We realize we did not do that this time and we are sorry for that. Our goal was to get exactly the type of feedback on which provisions worked and which did not–which we ultimately got from you.

Because our license leaked, and you gave us feedback which we in no measure solicited or intended to receive.

Any change this major could only have been done well if we were willing to take that feedback, no matter how it was provided–so we are.

The primary feedback from all entities involved in this has been for WOTC to cease attempting to claim they have the legal power to de-authorize the OGL 1.0. The man who spearheaded the OGL 1.0 has said they do not. Paizo has said that they do not. The lawyer who wrote the text of the original 1.0 is still at the law firm Paizo has confirmed they are partnered with on this matter, so it is reasonable to assume that lawyer also does not believe this power was intended.

Any action other than guarunteeing the legal safety of those continuing to publish works using the OGL 1.0a is not taking on board the feedback of the community.

Thank you for caring enough to let us know what works and what doesn’t, what you need and what scares you. Without knowing that, we can’t do our part to make the new OGL match our principles. Finally, we’d appreciate the chance to make this right. We love D&D’s devoted players and the creators who take them on so many incredible adventures. We won’t let you down.
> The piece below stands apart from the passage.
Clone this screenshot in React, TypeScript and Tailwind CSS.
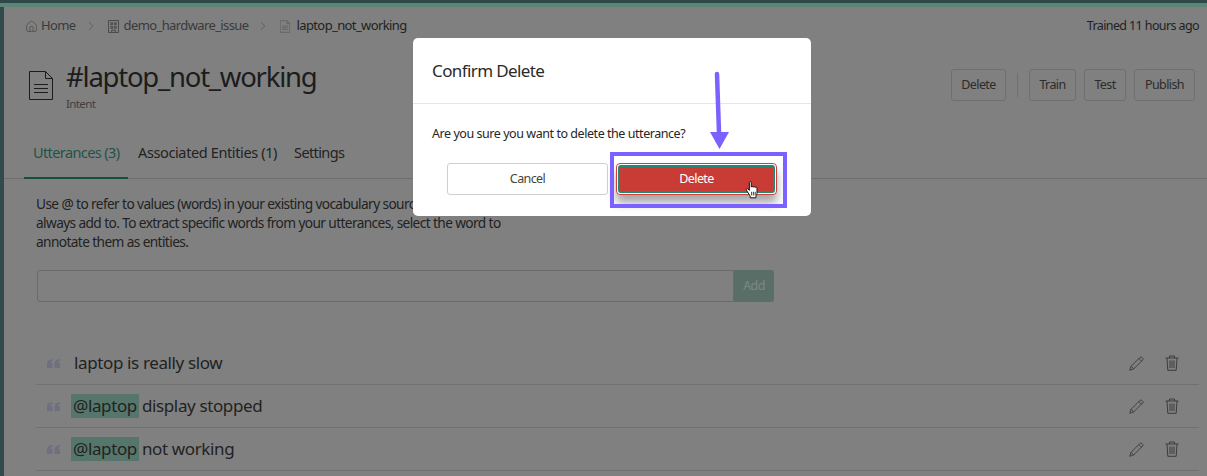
import React from 'react';
import { ChevronRight, Home } from 'lucide-react';

const FileIcon = ({ className }: { className?: string }) => (
  <svg viewBox="0 0 24 29" fill="none" stroke="currentColor" strokeWidth="1" className={className}>
    <path d="M.5.5h16l7 7v21H.5z" />
    <path d="M16.5.5v7h7" />
    <path d="M5 13.5h14M5 17.5h14M5 21.5h14" />
  </svg>
);

const BuildingIcon = () => (
  <svg viewBox="0 0 12 14" fill="none" stroke="currentColor" strokeWidth="1" className="w-[11px] h-[13px]">
    <path d="M.5.5h11v13H.5zM3 3h2v2H3zM7 3h2v2H7zM3 7h2v2H3zM7 7h2v2H7zM4 13.5V11h4v2.500" />
  </svg>
);

const TrashIcon = () => (
  <svg viewBox="0 0 14 16" fill="none" stroke="currentColor" strokeWidth="1" className="w-[14px] h-4">
    <path d="M.5 3h13M4.500 3V1h5v2M2 3l.8 12.300h8.400L12 3M5 5.500v7.500M7 5.500v7.500M9 5.500v7.500" />
  </svg>
);

const PencilIcon = () => (
  <svg viewBox="0 0 16 16" fill="none" stroke="currentColor" strokeWidth="1" className="w-[15px] h-[15px]">
    <path d="M.8 15.200l1.400-4.200L11.800 1.400c.5-.5 1.200-.5 1.700 0l1.100 1.100c.5.5.5 1.200 0 1.700L5 13.800z" />
    <path d="M2.200 11 5 13.800M10.500 2.700l2.800 2.800" />
  </svg>
);

const QuoteIcon = () => (
  <svg viewBox="0 0 13 9" fill="currentColor" className="w-[13px] h-[9px] text-[#6f6f82] mr-[11px]">
    <path d="M0 4.500C0 1.800 2 .3 5.500 0v2C4 2.300 3.300 3 3.300 3.800h2.200V9H0z" />
    <path d="M7.500 4.500C7.500 1.800 9.500.3 13 0v2c-1.500.3-2.200 1-2.200 1.800H13V9H7.500z" />
  </svg>
);

const HandCursor = () => (
  <svg viewBox="0 0 16 20" className="w-[15px] h-[18px]">
    <path
      d="M4.500 1.600c0-1.300 2.100-1.300 2.100 0v5.200c.2-1 2-1 2.200.1.300-.9 2-.8 2.200.3.400-.7 2-.5 2 .7v4.600c0 2-.5 3-1.200 4.300v1.900H5.500v-1.700L1.300 10.300c-.8-1.200.7-2.300 1.700-1.400l1.500 1.500z"
      fill="#fff"
      stroke="#111"
      strokeWidth="1.100"
      strokeLinejoin="round"
    />
    <path d="M7 12v4M9 12v4M11 12v4" stroke="#111" strokeWidth=".9" />
  </svg>
);

function TopButton({ label, w }: { label: string; w: string }) {
  return (
    <button className={`${w} h-8 border border-[#6f6f6f] rounded-[3px] text-[12.5px] text-[#2c2c2c]`}>{label}</button>
  );
}

function UtteranceRow({ tag, text }: { tag?: string; text: string }) {
  return (
    <div className="flex items-center h-[43px] border-b border-[#717171] pl-[11px] pr-[20px] text-[17px] tracking-[-0.022em] text-[#222]">
      <QuoteIcon />
      {tag && <span className="bg-[#56766b] px-[2px] h-6 leading-6 mr-[3px]">{tag}</span>}
      <span className={tag ? '' : 'ml-[3px]'}>{text}</span>
      <div className="ml-auto flex items-center gap-[21px] text-[#3c3c3c]">
        <PencilIcon />
        <TrashIcon />
      </div>
    </div>
  );
}

export default function App() {
  return (
    <div className="relative w-[1207px] h-[476px] overflow-hidden bg-[#808080] font-['Noto_Sans',sans-serif] tracking-[-0.038em]">
      <div className="h-[3px] bg-[#2e4849]" />
      <div className="h-1 bg-[#5b8575]" />
      <div className="flex h-[469px]">
        <div className="w-1 bg-[#324a4b]" />
        <div className="flex-1 min-w-0">
          {/* Breadcrumb */}
          <div className="flex items-center h-[38px] pl-[21px] pr-[8px] text-[13px] text-[#3a3a3a]">
            <Home className="w-[13px] h-[13px] mr-[3px] text-[#454545]" strokeWidth={1.2} />
            <span>Home</span>
            <ChevronRight className="w-[14px] h-[14px] ml-[8px] mr-[10px] text-[#505050]" strokeWidth={1.2} />
            <span className="text-[#454545] mr-[5px]"><BuildingIcon /></span>
            <span>demo_hardware_issue</span>
            <ChevronRight className="w-[14px] h-[14px] ml-[8px] mr-[10px] text-[#505050]" strokeWidth={1.2} />
            <FileIcon className="w-[10px] h-[13px] text-[#454545] mr-[6px]" />
            <span className="text-[#222]">laptop_not_working</span>
            <span className="ml-auto text-[12.5px] text-[#222]">Trained 11 hours ago</span>
          </div>

          {/* Title */}
          <div className="flex items-start h-[94px] pl-[25px] pr-[12px] pt-[14px]">
            <FileIcon className="w-6 h-[29px] mt-[12px] text-[#1c1c1c]" />
            <div className="ml-[13px]">
              <h1 className="text-[27.5px] leading-[36px] tracking-[-0.045em] text-[#1c1c1c]">#laptop_not_working</h1>
              <p className="text-[11.5px] leading-4 mt-px text-[#3f3f3f]">Intent</p>
            </div>
            <div className="ml-auto flex items-center mt-[10px]">
              <TopButton label="Delete" w="w-[55px]" />
              <div className="w-px h-6 bg-[#6f6f6f] mx-[11px]" />
              <TopButton label="Train" w="w-[47px] mr-2" />
              <TopButton label="Test" w="w-[42px] mr-2" />
              <TopButton label="Publish" w="w-[61px]" />
            </div>
          </div>

          {/* Tabs */}
          <div className="flex h-[40px] pl-[20px] border-b border-[#6d6d6d] text-[14.5px] text-[#222] items-stretch">
            <div className="relative w-[104px] pt-[3px] pl-[9px] text-[#1d5448]">
              Utterances (3)
              <div className="absolute left-0 right-0 bottom-[-1px] h-[2px] bg-[#14503f]" />
            </div>
            <div className="pt-[3px] ml-[10px] tracking-[-0.026em]">Associated Entities (1)</div>
            <div className="pt-[3px] ml-[17px]">Settings</div>
          </div>

          {/* Utterances */}
          <div className="pl-[32px] pr-[8px]">
            <p className="w-[500px] mt-[15px] text-[13.7px] leading-[19px] text-[#222]">
              Use @ to refer to values (words) in your existing vocabulary source that you can<br />
              always add to. To extract specific words from your utterances, select the word to<br />
              annotate them as entities.
            </p>
            <div className="flex w-[737px] ml-px h-[32px] mt-[19px]">
              <div className="flex-1 border border-[#6a6a6a] rounded-l-[3px]" />
              <div className="w-[40px] bg-[#5a6e68] rounded-r-[3px] flex items-center justify-center text-[12.5px] text-[#7c8884]">Add</div>
            </div>
            <div className="mt-[40px]">
              <UtteranceRow text="laptop is really slow" />
              <UtteranceRow tag="@laptop" text="display stopped" />
              <UtteranceRow tag="@laptop" text="not working" />
            </div>
          </div>
        </div>
      </div>

      {/* Confirm dialog */}
      <div className="absolute left-[413px] top-[38px] w-[398px] h-[178px] bg-white rounded-[5px]">
        <div className="h-[66px] pl-[19px] pt-[20px] border-b border-[#e6e6e6] text-[17px] leading-[26px] text-[#2a2a2a]">Confirm Delete</div>
        <p className="pl-[19px] mt-[20px] text-[12.5px] leading-[19px] tracking-[-0.036em] text-[#262626]">Are you sure you want to delete the utterance?</p>
        <div className="flex pl-[34px] mt-[20px]">
          <button className="w-[161px] h-[32px] border border-[#cfcfcf] rounded-[3px] text-[12.5px] text-[#444]">Cancel</button>
          <div className="ml-[8px] w-[161px] h-[32px] p-px bg-white border border-[#d0403a] rounded-[4px] shadow-[0_8px_10px_rgba(0,0,0,0.35)]">
            <button className="w-full h-full bg-[#c83c35] rounded-[3px] border-2 border-[#1f8a76] text-[12.5px] text-white">Delete</button>
          </div>
        </div>
      </div>

      {/* Annotation box */}
      <div className="absolute left-[610px] top-[152px] w-[177px] h-[56px] border-[4px] border-[#7b61ff]" />
      <svg viewBox="0 0 24 80" className="absolute left-[707px] top-[71px] w-6 h-20">
        <path d="M10 3 L12 62" stroke="#7b61ff" strokeWidth="4.500" strokeLinecap="round" fill="none" />
        <path d="M3 61h19l-9.500 17z" fill="#7b61ff" />
      </svg>
      <div className="absolute left-[745px] top-[181px]">
        <HandCursor />
      </div>
    </div>
  );
}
Part of me does wonder if the line about loving D&Ds devoted players was done at the end of this article purely in response to the leaks which say the higher ups at WOTC view their community as a roadblock between them and their money. This feels very tacked on to the rest of the article to me. Regardless, I am certain they intend to let us down.

Horizon Now

Horizon shall remain on hold until such a time as wizards of the coast ceases their attacks on the open gaming community and OGL 1.0, or Necrotic Gnome releases a version of Old-School Essentials under an alternative license.